Aim of the task: Repeat exactly the lines from the line with "Rebuild this screenshot" to the line with "9, 10, 11];", including both, and leave out any pictures.

________

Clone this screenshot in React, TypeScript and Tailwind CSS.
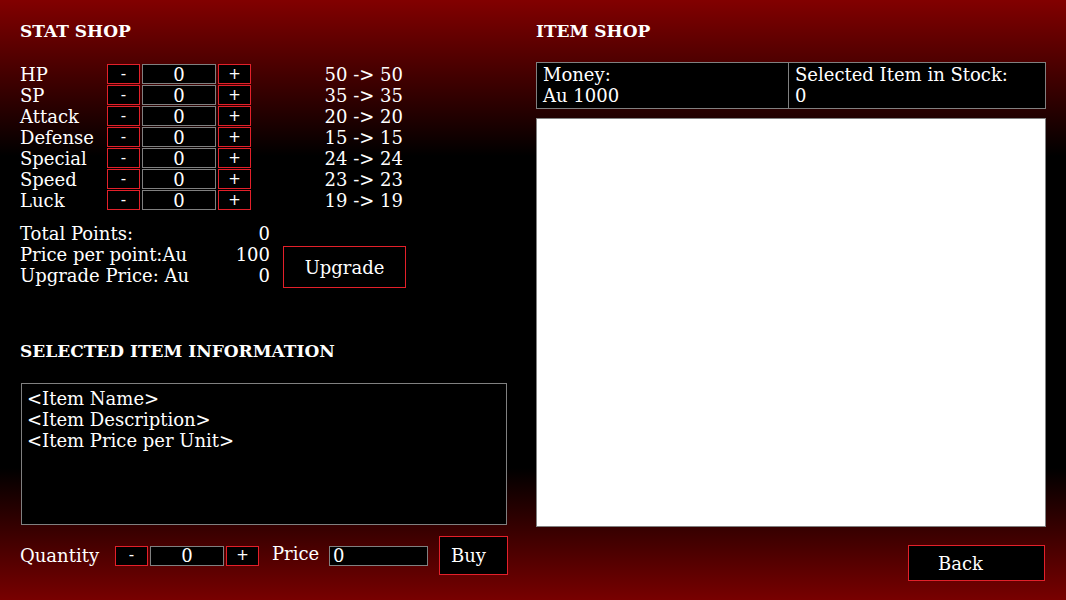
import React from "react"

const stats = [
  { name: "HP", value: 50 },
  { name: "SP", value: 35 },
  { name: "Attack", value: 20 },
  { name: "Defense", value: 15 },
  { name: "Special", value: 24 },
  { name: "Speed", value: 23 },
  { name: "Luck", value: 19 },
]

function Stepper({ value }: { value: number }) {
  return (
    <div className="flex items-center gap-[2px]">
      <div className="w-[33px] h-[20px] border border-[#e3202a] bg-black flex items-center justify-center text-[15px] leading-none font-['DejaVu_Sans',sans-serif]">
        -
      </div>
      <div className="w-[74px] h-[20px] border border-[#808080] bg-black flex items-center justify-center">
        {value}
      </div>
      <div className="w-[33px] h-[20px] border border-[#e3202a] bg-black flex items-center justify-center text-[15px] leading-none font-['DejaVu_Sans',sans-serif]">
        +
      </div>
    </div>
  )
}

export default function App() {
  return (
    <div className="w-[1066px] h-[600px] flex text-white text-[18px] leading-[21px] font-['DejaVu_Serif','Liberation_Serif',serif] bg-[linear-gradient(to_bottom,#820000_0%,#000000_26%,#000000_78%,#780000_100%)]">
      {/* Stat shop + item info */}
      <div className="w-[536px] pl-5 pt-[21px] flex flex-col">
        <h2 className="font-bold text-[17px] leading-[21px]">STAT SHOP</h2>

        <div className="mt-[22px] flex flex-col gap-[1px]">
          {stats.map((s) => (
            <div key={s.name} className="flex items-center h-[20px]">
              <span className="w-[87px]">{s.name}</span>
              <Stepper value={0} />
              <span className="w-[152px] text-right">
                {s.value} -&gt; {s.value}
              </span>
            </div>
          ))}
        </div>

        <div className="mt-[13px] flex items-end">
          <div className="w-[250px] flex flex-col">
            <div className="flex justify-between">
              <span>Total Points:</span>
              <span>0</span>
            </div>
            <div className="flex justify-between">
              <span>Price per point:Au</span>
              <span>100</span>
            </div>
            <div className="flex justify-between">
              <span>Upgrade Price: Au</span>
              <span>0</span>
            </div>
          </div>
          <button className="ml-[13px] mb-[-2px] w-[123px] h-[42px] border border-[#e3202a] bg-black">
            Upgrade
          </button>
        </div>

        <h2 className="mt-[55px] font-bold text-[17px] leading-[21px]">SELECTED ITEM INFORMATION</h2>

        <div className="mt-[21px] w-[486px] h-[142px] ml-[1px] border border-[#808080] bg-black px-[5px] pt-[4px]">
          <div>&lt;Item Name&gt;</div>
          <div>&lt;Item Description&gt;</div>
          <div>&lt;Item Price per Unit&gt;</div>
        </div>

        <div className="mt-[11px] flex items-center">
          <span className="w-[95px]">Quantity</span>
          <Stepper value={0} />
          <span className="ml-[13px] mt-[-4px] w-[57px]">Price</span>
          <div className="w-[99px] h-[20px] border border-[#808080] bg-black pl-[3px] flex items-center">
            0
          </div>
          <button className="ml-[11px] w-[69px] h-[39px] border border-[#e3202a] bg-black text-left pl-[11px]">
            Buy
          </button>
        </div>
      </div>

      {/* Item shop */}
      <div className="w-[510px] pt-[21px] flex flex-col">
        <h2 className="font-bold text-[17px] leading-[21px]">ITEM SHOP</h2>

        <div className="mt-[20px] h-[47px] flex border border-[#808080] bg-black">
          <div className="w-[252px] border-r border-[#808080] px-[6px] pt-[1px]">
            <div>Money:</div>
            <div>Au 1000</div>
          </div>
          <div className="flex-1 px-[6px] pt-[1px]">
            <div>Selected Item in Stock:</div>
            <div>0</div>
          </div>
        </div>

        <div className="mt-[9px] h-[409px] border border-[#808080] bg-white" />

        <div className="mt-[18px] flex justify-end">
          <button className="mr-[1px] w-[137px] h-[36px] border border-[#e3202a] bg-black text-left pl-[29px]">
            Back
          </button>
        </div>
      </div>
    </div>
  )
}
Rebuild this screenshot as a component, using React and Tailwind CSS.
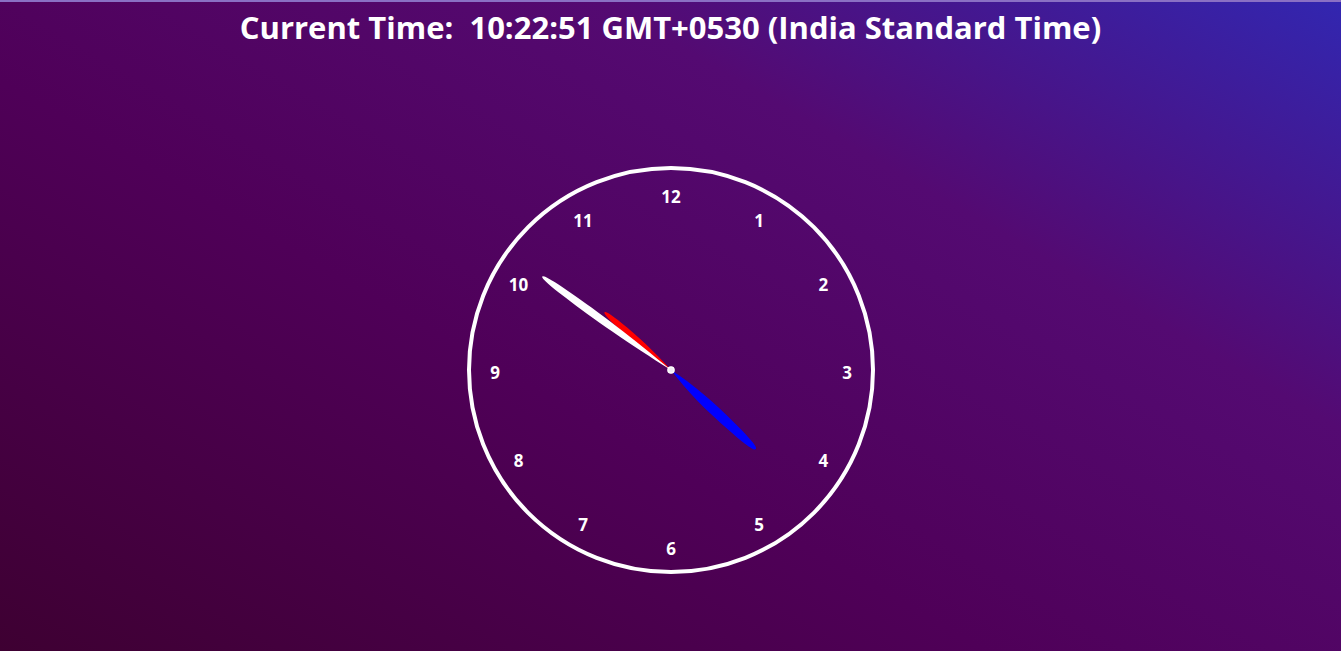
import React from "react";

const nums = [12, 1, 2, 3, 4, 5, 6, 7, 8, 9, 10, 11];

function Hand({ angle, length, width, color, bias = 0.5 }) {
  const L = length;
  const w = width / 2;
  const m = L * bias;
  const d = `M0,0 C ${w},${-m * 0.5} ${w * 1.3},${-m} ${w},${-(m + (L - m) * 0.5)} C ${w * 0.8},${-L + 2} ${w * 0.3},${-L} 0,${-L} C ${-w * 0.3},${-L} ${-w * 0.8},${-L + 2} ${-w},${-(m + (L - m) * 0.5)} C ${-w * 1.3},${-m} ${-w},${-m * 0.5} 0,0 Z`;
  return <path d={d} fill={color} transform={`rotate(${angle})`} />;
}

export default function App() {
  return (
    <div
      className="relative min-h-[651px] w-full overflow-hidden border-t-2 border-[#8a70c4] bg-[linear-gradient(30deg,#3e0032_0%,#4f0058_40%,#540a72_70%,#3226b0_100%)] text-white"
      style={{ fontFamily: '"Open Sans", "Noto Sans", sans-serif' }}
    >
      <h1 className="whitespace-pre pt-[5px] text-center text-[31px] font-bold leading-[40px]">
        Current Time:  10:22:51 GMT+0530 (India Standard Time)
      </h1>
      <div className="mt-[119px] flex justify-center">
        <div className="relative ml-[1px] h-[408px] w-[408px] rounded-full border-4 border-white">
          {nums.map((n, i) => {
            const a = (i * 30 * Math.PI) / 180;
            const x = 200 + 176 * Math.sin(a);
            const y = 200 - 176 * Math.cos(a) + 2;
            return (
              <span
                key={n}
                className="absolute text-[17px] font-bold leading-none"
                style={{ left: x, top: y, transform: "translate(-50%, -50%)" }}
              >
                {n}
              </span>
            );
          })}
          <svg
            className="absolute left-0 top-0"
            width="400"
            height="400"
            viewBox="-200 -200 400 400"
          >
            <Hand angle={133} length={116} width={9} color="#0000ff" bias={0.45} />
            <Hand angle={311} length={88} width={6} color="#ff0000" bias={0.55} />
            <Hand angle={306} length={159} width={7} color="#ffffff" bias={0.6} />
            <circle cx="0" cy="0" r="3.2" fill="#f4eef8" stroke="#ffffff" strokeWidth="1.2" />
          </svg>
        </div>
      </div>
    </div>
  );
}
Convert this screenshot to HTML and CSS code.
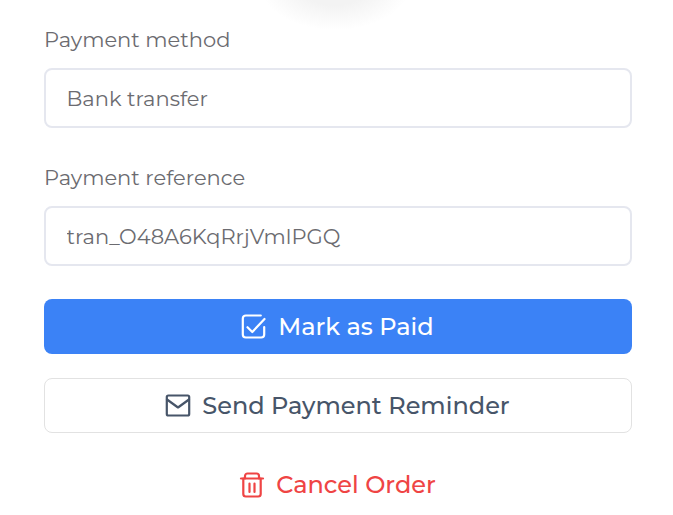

________

Expected answer:
Rebuild this screenshot as a component, using React and Tailwind CSS.
import React from "react";

const nums = [12, 1, 2, 3, 4, 5, 6, 7, 8, 9, 10, 11];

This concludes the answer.